Güvenlik Konseyi’nden Amerika’yı kararından dönmeye zorlayacak bir kararname çıkarmasını talep ediyorlar. Onların bu ahmaklık ve akılsızlıklarına insanın gülesi geliyor. Çünkü onlar Amerika'nın Güvenlik Konseyi'nde veto hakkı olduğunu biliyorlar. Peki o zaman Güvenlik Konseyi nasıl Amerika'yı kararından döndürmeye zorlayacak bir kararname çıkartacak?! Bu nasıl bir ahmaklıktır!!
İslam’a karşı savaşta Amerika’dan hiçbir farkı olmaması ve Amerika’nın yardımcıları ve kuyrukları olmalarına rağmen İngiltere ve Avrupa’dan medet umuyorlar!!
Güç ve kuvvet ehlinin, ümmetin alimlerinin ve karar mekanizmaların hali ise acınacak bir durumdadır. Bu utanca tanık oldukları, tüm bu aşağılanmaları izledikleri ve tüm bu utançları işittikleri halde nasıl olur da orduları, subayları, alimleri, hatipleri, aydınları, partileri ve milletvekilleri bu komplocu sahtekar zümreden bir an evvel kurtulmak için yanıp tutuşan İslam ümmeti ile birlikte hareket etmezler!!

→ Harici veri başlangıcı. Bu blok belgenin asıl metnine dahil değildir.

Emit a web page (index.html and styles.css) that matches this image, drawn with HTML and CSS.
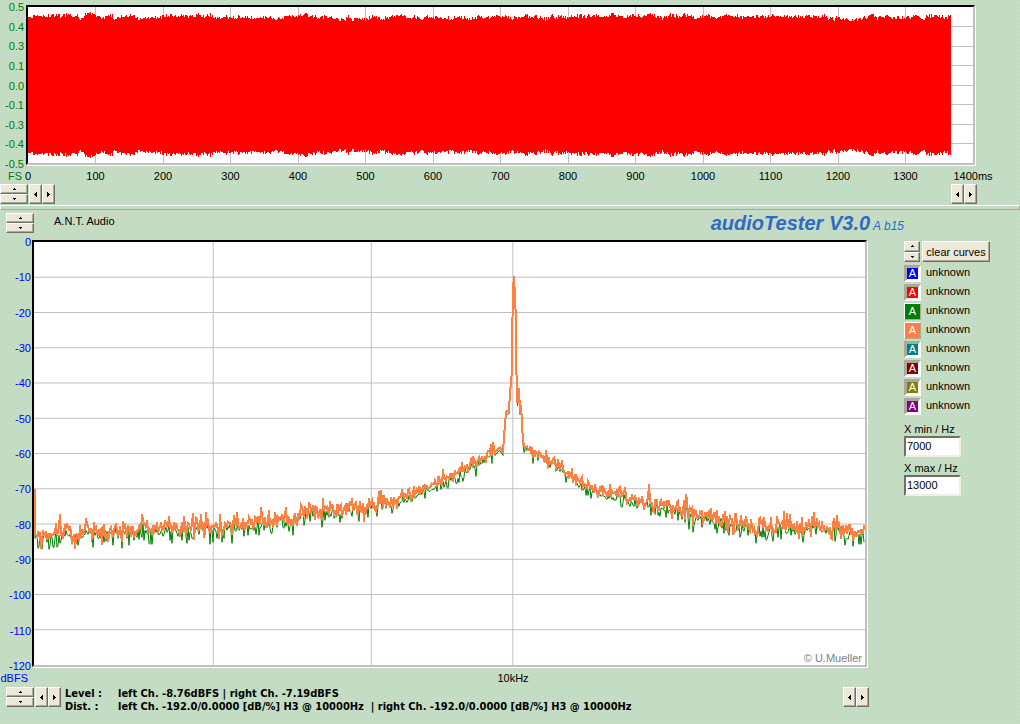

Ey şerefli subaylar ve askerler! Allah için hiçbir kınayıcının kınamasından korkmadan hakkın yanında durmanız, bu zelil kişileri al aşağı etmeniz, ümmeti bu kişilerin aşağılık ve zilletlerinden kurtarmanız ve onu tekrar izzeti, dini ve Rabbinin hükmüne geri döndürmenizin zamanı gelmedi mi? Daha zamanı gelmedi mi?!